Front-end source files:
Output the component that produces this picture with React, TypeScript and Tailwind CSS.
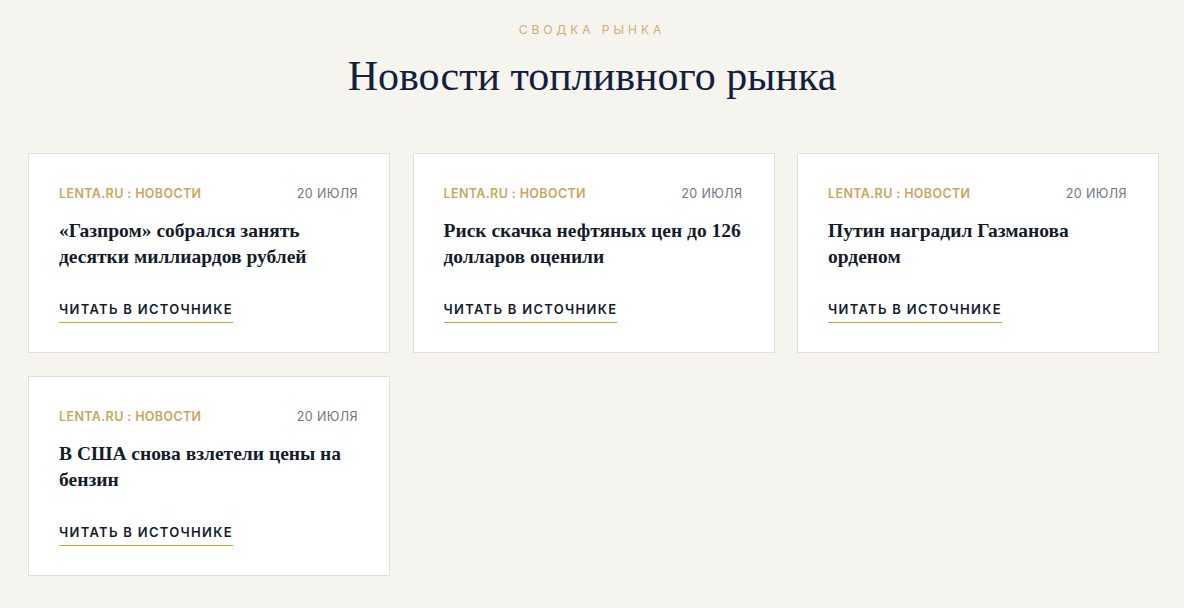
import React from 'react';

type NewsItem = {
  source: string;
  date: string;
  title: string;
};

const news: NewsItem[] = [
  { source: 'LENTA.RU : НОВОСТИ', date: '20 ИЮЛЯ', title: '«Газпром» собрался занять десятки миллиардов рублей' },
  { source: 'LENTA.RU : НОВОСТИ', date: '20 ИЮЛЯ', title: 'Риск скачка нефтяных цен до 126 долларов оценили' },
  { source: 'LENTA.RU : НОВОСТИ', date: '20 ИЮЛЯ', title: 'Путин наградил Газманова орденом' },
  { source: 'LENTA.RU : НОВОСТИ', date: '20 ИЮЛЯ', title: 'В США снова взлетели цены на бензин' },
];

function NewsCard({ item }: { item: NewsItem }) {
  return (
    <article className="flex h-[200px] flex-col border border-[#e3dfd4] bg-white pl-[30px] pr-[31px] pt-[31px]">
      <div className="flex items-center justify-between text-[12.5px] leading-[18px] tracking-[0.03em]">
        <span className="font-semibold text-[#c9a561]">{item.source}</span>
        <span className="text-[#6f7683]">{item.date}</span>
      </div>
      <h3 className="mt-[15px] h-[52px] font-['Liberation_Serif',serif] text-[19.5px] font-bold leading-[26px] text-[#141c2b]">
        {item.title}
      </h3>
      <div className="mt-[30px] flex">
        <a href="#" className="flex flex-col gap-[4px] text-[13px] font-semibold leading-[18px] tracking-[0.1em] text-[#141c2b]">
          <span>ЧИТАТЬ В ИСТОЧНИКЕ</span>
          <span className="h-px w-full bg-[#c99f3c]"></span>
        </a>
      </div>
    </article>
  );
}

export default function App() {
  return (
    <div className="min-h-[608px] bg-[#f5f4ef] font-['Inter',sans-serif]">
      {/* Header */}
      <div className="flex flex-col items-center pt-[22px]">
        <p className="text-[12px] leading-[16px] tracking-[0.33em] text-[#d0ac6e]">СВОДКА РЫНКА</p>
        <h2 className="mt-[14px] font-['Liberation_Serif',serif] text-[42px] leading-[48px] text-[#13203a]">
          Новости топливного рынка
        </h2>
      </div>

      {/* Cards */}
      <div className="ml-[28px] mt-[53px] grid w-[1131px] grid-cols-3 gap-x-[22.5px] gap-y-[23px]">
        {news.map((item, index) => (
          <NewsCard key={index} item={item} />
        ))}
      </div>
    </div>
  );
}
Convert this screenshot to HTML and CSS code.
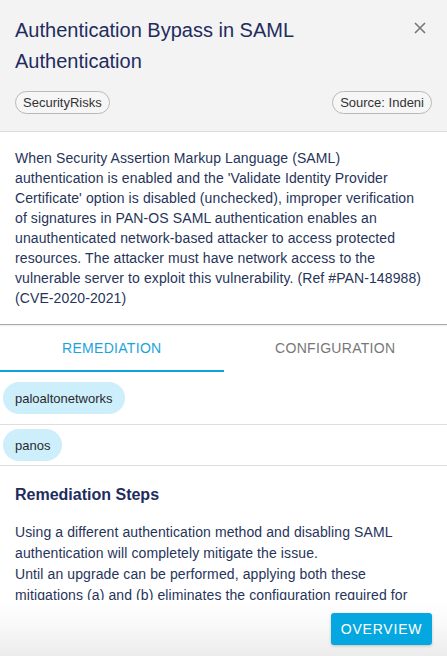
FILE: index.html
```html
<!DOCTYPE html>
<html lang="en">
<head>
<meta charset="utf-8">
<title>Authentication Bypass in SAML Authentication</title>
<link rel="stylesheet" href="styles.css">
</head>
<body>
<div class="panel">
  <div class="content">
    <header class="header">
      <div class="title-row">
        <h1 class="title">Authentication Bypass in SAML Authentication</h1>
        <button class="close" aria-label="Close">
          <svg width="12" height="12" viewBox="0 0 12 12"><path d="M1 1L11 11M11 1L1 11" stroke="#777" stroke-width="1.6" fill="none"/></svg>
        </button>
      </div>
      <div class="tags">
        <span class="tag">SecurityRisks</span>
        <span class="tag">Source: Indeni</span>
      </div>
    </header>
    <section class="desc">
      When Security Assertion Markup Language (SAML) authentication is enabled and the 'Validate Identity Provider Certificate' option is disabled (unchecked), improper verification of signatures in PAN-OS SAML authentication enables an unauthenticated network-based attacker to access protected resources. The attacker must have network access to the vulnerable server to exploit this vulnerability. (Ref #PAN-148988) (CVE-2020-2021)
    </section>
    <nav class="tabs">
      <div class="tab active">REMEDIATION</div>
      <div class="tab">CONFIGURATION</div>
    </nav>
    <div class="vendors">
      <div class="vendor-row first"><span class="pill">paloaltonetworks</span></div>
      <div class="vendor-row"><span class="pill">panos</span></div>
    </div>
    <section class="steps">
      <h2 class="steps-title">Remediation Steps</h2>
      <p class="steps-text">Using a different authentication method and disabling SAML authentication will completely mitigate the issue.<br>Until an upgrade can be performed, applying both these mitigations (a) and (b) eliminates the configuration required for exploitation of this vulnerability.</p>
    </section>
  </div>
  <div class="footer">
    <button class="overview">OVERVIEW</button>
  </div>
</div>
</body>
</html>
```
FILE: styles.css
```css
* { box-sizing: border-box; }
html, body { margin: 0; padding: 0; }
body {
  width: 447px;
  height: 656px;
  overflow: hidden;
  background: #fff;
  font-family: "Liberation Sans", Arial, sans-serif;
  color: #263256;
}
.panel {
  height: 656px;
  display: flex;
  flex-direction: column;
  overflow: hidden;
}
.content {
  flex: 1;
  min-height: 0;
  overflow: hidden;
}
.header {
  background: #f3f3f3;
  padding: 15px 15px 17px 15px;
  border-bottom: 1px solid #d8dde3;
}
.title-row {
  display: flex;
  justify-content: space-between;
  align-items: flex-start;
}
.title {
  margin: 0;
  font-size: 20px;
  line-height: 31px;
  font-weight: normal;
  color: #1f2c5e;
  max-width: 370px;
}
.close {
  border: none;
  background: transparent;
  padding: 0;
  margin: 6px 5px 0 0;
  width: 14px;
  height: 14px;
  display: flex;
  align-items: center;
  justify-content: center;
}
.tags {
  display: flex;
  justify-content: space-between;
  margin-top: 14px;
}
.tag {
  display: inline-flex;
  align-items: center;
  height: 23px;
  padding: 0 7px;
  border: 1px solid #b9b9b9;
  border-radius: 12px;
  font-size: 13px;
  color: #333;
  background: #f6f6f6;
}
.desc {
  padding: 16px 22px 16px 15px;
  font-size: 14px;
  line-height: 20px;
  letter-spacing: 0.1px;
  color: #27345a;
  border-bottom: 1px solid #a9a9a9;
  box-shadow: 0 1px 1px rgba(0,0,0,0.06);
}
.tabs {
  display: flex;
  height: 47px;
}
.tab {
  flex: 1;
  display: flex;
  align-items: center;
  justify-content: center;
  font-size: 14px;
  letter-spacing: 0.3px;
  color: #777;
  border-bottom: 2px solid transparent;
}
.tab.active {
  color: #1ba4db;
  border-bottom-color: #0ea2dd;
}
.vendor-row {
  padding: 4px 3px 4px 3px;
  border-bottom: 1px solid #dedede;
}
.vendor-row.first {
  padding-top: 10px;
  padding-bottom: 10px;
}
.pill {
  display: inline-flex;
  align-items: center;
  height: 32px;
  padding: 0 12px;
  border-radius: 16px;
  background: #cdeefb;
  color: #2a2a2a;
  font-size: 13px;
}
.steps {
  padding: 19px 22px 0 15px;
}
.steps-title {
  margin: 0;
  font-size: 16px;
  line-height: 20px;
  font-weight: bold;
  color: #1f2c5e;
}
.steps-text {
  margin: 17px 0 0 0;
  font-size: 14px;
  line-height: 21px;
  letter-spacing: 0.1px;
  color: #27345a;
}
.footer {
  flex: 0 0 56px;
  background: linear-gradient(to bottom, #ffffff 0%, #f9f9f9 45%, #ececec 100%);
  display: flex;
  justify-content: flex-end;
  align-items: flex-start;
  padding: 13px 15px 0 0;
}
.overview {
  width: 101px;
  height: 32px;
  border: none;
  border-radius: 3px;
  background: #05a7e0;
  color: #fff;
  font-family: "Liberation Sans", Arial, sans-serif;
  font-size: 14px;
  letter-spacing: 0.8px;
  box-shadow: 0 1px 3px rgba(0,0,0,0.2);
  padding: 0;
}
```
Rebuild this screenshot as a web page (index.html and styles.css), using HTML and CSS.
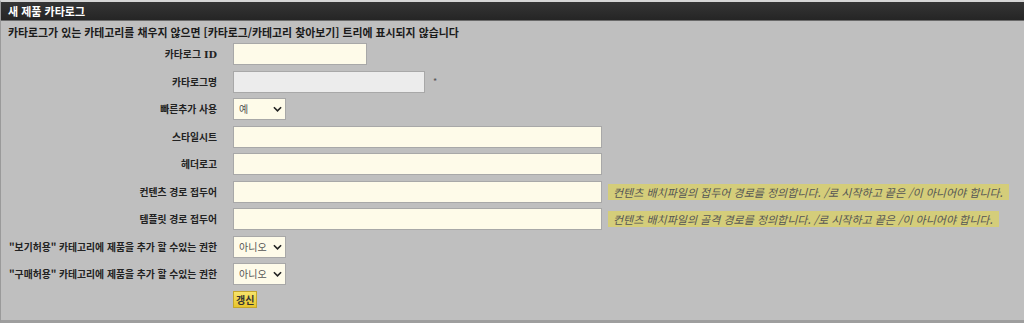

▶ Short exercise
State the count of lines above containing the string "screenshot", and add nothing to it.

▶ Answer for the task
2